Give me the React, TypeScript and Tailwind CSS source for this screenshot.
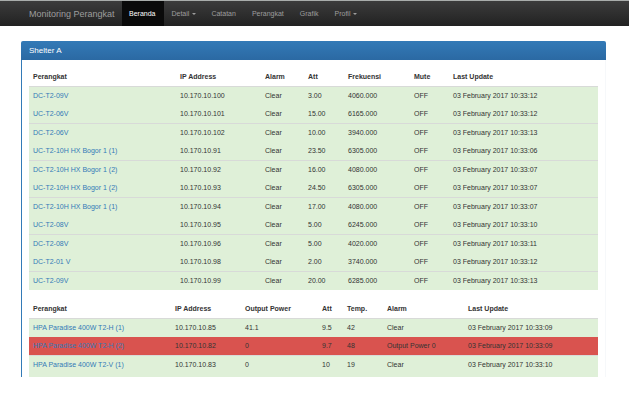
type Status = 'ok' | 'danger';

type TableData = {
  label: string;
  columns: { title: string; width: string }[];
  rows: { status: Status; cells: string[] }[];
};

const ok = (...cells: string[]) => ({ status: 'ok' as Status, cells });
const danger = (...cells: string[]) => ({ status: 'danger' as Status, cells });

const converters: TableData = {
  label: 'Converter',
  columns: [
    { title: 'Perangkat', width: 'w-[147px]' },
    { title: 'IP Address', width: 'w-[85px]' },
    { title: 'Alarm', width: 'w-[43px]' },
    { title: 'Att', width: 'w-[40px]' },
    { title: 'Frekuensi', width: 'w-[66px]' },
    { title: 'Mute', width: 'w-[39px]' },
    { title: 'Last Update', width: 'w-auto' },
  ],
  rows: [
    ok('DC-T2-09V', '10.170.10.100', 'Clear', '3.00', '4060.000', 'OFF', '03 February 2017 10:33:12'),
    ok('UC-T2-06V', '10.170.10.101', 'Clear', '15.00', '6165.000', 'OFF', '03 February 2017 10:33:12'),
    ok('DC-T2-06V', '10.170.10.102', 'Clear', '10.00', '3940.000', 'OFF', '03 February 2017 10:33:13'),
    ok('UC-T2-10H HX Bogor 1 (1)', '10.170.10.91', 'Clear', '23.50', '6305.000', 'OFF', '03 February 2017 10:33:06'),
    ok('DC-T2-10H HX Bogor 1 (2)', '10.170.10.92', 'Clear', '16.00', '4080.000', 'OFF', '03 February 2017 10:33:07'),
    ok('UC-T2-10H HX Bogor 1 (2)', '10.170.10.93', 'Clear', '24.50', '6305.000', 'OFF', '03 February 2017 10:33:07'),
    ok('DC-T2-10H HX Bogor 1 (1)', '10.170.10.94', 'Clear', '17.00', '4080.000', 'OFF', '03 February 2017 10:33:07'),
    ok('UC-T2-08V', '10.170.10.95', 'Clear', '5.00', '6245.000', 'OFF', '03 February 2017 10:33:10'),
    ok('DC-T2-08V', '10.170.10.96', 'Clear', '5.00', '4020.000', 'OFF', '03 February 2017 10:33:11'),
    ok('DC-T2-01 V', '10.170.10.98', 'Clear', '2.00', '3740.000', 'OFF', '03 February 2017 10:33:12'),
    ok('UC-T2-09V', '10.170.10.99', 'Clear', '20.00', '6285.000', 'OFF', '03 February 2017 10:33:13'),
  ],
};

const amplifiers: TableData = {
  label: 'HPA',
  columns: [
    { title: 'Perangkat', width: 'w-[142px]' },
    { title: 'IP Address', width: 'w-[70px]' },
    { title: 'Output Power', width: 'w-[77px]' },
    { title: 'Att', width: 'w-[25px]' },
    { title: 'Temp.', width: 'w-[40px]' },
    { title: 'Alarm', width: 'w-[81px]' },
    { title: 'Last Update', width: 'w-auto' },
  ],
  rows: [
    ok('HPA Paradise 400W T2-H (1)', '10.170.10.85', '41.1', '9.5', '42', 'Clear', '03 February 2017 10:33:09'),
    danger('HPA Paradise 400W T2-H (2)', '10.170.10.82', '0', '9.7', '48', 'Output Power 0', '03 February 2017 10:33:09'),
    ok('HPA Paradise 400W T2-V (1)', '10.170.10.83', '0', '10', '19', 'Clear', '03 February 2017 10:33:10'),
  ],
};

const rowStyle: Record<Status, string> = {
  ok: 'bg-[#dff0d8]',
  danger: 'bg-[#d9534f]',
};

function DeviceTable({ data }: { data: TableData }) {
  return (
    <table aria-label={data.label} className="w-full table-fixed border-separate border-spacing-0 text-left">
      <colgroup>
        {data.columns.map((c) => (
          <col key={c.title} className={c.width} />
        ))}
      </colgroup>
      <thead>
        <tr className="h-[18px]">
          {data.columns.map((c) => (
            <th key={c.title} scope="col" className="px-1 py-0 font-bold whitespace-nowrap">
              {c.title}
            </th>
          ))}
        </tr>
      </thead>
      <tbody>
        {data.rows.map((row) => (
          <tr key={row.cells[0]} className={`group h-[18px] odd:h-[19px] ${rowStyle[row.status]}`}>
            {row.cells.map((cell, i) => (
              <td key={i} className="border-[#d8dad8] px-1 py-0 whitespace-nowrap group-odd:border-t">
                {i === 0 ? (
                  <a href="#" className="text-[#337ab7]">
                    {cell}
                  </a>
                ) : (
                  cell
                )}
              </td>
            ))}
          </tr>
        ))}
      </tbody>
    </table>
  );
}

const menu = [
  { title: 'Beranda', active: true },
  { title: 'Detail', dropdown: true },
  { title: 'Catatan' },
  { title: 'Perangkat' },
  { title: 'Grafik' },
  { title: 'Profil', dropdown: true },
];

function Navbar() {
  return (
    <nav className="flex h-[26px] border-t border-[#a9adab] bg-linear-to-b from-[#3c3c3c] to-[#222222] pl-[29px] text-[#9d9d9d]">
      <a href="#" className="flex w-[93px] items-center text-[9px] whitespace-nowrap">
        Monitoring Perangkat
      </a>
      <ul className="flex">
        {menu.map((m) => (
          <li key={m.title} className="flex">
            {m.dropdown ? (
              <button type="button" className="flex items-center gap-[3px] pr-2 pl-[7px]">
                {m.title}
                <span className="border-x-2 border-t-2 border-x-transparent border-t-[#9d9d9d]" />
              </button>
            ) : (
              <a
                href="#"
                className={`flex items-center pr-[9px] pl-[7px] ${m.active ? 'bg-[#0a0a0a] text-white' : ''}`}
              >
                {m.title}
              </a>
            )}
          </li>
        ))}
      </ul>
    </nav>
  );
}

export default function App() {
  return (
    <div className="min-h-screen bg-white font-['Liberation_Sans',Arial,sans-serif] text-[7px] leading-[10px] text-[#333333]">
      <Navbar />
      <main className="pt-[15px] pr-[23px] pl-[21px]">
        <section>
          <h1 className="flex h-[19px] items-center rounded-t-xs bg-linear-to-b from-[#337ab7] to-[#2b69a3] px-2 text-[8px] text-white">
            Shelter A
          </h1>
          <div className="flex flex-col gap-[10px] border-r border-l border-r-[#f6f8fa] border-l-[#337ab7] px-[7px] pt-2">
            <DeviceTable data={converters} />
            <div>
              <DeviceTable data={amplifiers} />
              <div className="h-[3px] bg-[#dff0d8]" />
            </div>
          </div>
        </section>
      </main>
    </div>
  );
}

### Exercise
Reproduce the material above in full, exactly, with no images.

### Answer below
Give me the React, TypeScript and Tailwind CSS source for this screenshot.
type Status = 'ok' | 'danger';

type TableData = {
  label: string;
  columns: { title: string; width: string }[];
  rows: { status: Status; cells: string[] }[];
};

const ok = (...cells: string[]) => ({ status: 'ok' as Status, cells });
const danger = (...cells: string[]) => ({ status: 'danger' as Status, cells });

const converters: TableData = {
  label: 'Converter',
  columns: [
    { title: 'Perangkat', width: 'w-[147px]' },
    { title: 'IP Address', width: 'w-[85px]' },
    { title: 'Alarm', width: 'w-[43px]' },
    { title: 'Att', width: 'w-[40px]' },
    { title: 'Frekuensi', width: 'w-[66px]' },
    { title: 'Mute', width: 'w-[39px]' },
    { title: 'Last Update', width: 'w-auto' },
  ],
  rows: [
    ok('DC-T2-09V', '10.170.10.100', 'Clear', '3.00', '4060.000', 'OFF', '03 February 2017 10:33:12'),
    ok('UC-T2-06V', '10.170.10.101', 'Clear', '15.00', '6165.000', 'OFF', '03 February 2017 10:33:12'),
    ok('DC-T2-06V', '10.170.10.102', 'Clear', '10.00', '3940.000', 'OFF', '03 February 2017 10:33:13'),
    ok('UC-T2-10H HX Bogor 1 (1)', '10.170.10.91', 'Clear', '23.50', '6305.000', 'OFF', '03 February 2017 10:33:06'),
    ok('DC-T2-10H HX Bogor 1 (2)', '10.170.10.92', 'Clear', '16.00', '4080.000', 'OFF', '03 February 2017 10:33:07'),
    ok('UC-T2-10H HX Bogor 1 (2)', '10.170.10.93', 'Clear', '24.50', '6305.000', 'OFF', '03 February 2017 10:33:07'),
    ok('DC-T2-10H HX Bogor 1 (1)', '10.170.10.94', 'Clear', '17.00', '4080.000', 'OFF', '03 February 2017 10:33:07'),
    ok('UC-T2-08V', '10.170.10.95', 'Clear', '5.00', '6245.000', 'OFF', '03 February 2017 10:33:10'),
    ok('DC-T2-08V', '10.170.10.96', 'Clear', '5.00', '4020.000', 'OFF', '03 February 2017 10:33:11'),
    ok('DC-T2-01 V', '10.170.10.98', 'Clear', '2.00', '3740.000', 'OFF', '03 February 2017 10:33:12'),
    ok('UC-T2-09V', '10.170.10.99', 'Clear', '20.00', '6285.000', 'OFF', '03 February 2017 10:33:13'),
  ],
};

const amplifiers: TableData = {
  label: 'HPA',
  columns: [
    { title: 'Perangkat', width: 'w-[142px]' },
    { title: 'IP Address', width: 'w-[70px]' },
    { title: 'Output Power', width: 'w-[77px]' },
    { title: 'Att', width: 'w-[25px]' },
    { title: 'Temp.', width: 'w-[40px]' },
    { title: 'Alarm', width: 'w-[81px]' },
    { title: 'Last Update', width: 'w-auto' },
  ],
  rows: [
    ok('HPA Paradise 400W T2-H (1)', '10.170.10.85', '41.1', '9.5', '42', 'Clear', '03 February 2017 10:33:09'),
    danger('HPA Paradise 400W T2-H (2)', '10.170.10.82', '0', '9.7', '48', 'Output Power 0', '03 February 2017 10:33:09'),
    ok('HPA Paradise 400W T2-V (1)', '10.170.10.83', '0', '10', '19', 'Clear', '03 February 2017 10:33:10'),
  ],
};

const rowStyle: Record<Status, string> = {
  ok: 'bg-[#dff0d8]',
  danger: 'bg-[#d9534f]',
};

function DeviceTable({ data }: { data: TableData }) {
  return (
    <table aria-label={data.label} className="w-full table-fixed border-separate border-spacing-0 text-left">
      <colgroup>
        {data.columns.map((c) => (
          <col key={c.title} className={c.width} />
        ))}
      </colgroup>
      <thead>
        <tr className="h-[18px]">
          {data.columns.map((c) => (
            <th key={c.title} scope="col" className="px-1 py-0 font-bold whitespace-nowrap">
              {c.title}
            </th>
          ))}
        </tr>
      </thead>
      <tbody>
        {data.rows.map((row) => (
          <tr key={row.cells[0]} className={`group h-[18px] odd:h-[19px] ${rowStyle[row.status]}`}>
            {row.cells.map((cell, i) => (
              <td key={i} className="border-[#d8dad8] px-1 py-0 whitespace-nowrap group-odd:border-t">
                {i === 0 ? (
                  <a href="#" className="text-[#337ab7]">
                    {cell}
                  </a>
                ) : (
                  cell
                )}
              </td>
            ))}
          </tr>
        ))}
      </tbody>
    </table>
  );
}

const menu = [
  { title: 'Beranda', active: true },
  { title: 'Detail', dropdown: true },
  { title: 'Catatan' },
  { title: 'Perangkat' },
  { title: 'Grafik' },
  { title: 'Profil', dropdown: true },
];

function Navbar() {
  return (
    <nav className="flex h-[26px] border-t border-[#a9adab] bg-linear-to-b from-[#3c3c3c] to-[#222222] pl-[29px] text-[#9d9d9d]">
      <a href="#" className="flex w-[93px] items-center text-[9px] whitespace-nowrap">
        Monitoring Perangkat
      </a>
      <ul className="flex">
        {menu.map((m) => (
          <li key={m.title} className="flex">
            {m.dropdown ? (
              <button type="button" className="flex items-center gap-[3px] pr-2 pl-[7px]">
                {m.title}
                <span className="border-x-2 border-t-2 border-x-transparent border-t-[#9d9d9d]" />
              </button>
            ) : (
              <a
                href="#"
                className={`flex items-center pr-[9px] pl-[7px] ${m.active ? 'bg-[#0a0a0a] text-white' : ''}`}
              >
                {m.title}
              </a>
            )}
          </li>
        ))}
      </ul>
    </nav>
  );
}

export default function App() {
  return (
    <div className="min-h-screen bg-white font-['Liberation_Sans',Arial,sans-serif] text-[7px] leading-[10px] text-[#333333]">
      <Navbar />
      <main className="pt-[15px] pr-[23px] pl-[21px]">
        <section>
          <h1 className="flex h-[19px] items-center rounded-t-xs bg-linear-to-b from-[#337ab7] to-[#2b69a3] px-2 text-[8px] text-white">
            Shelter A
          </h1>
          <div className="flex flex-col gap-[10px] border-r border-l border-r-[#f6f8fa] border-l-[#337ab7] px-[7px] pt-2">
            <DeviceTable data={converters} />
            <div>
              <DeviceTable data={amplifiers} />
              <div className="h-[3px] bg-[#dff0d8]" />
            </div>
          </div>
        </section>
      </main>
    </div>
  );
}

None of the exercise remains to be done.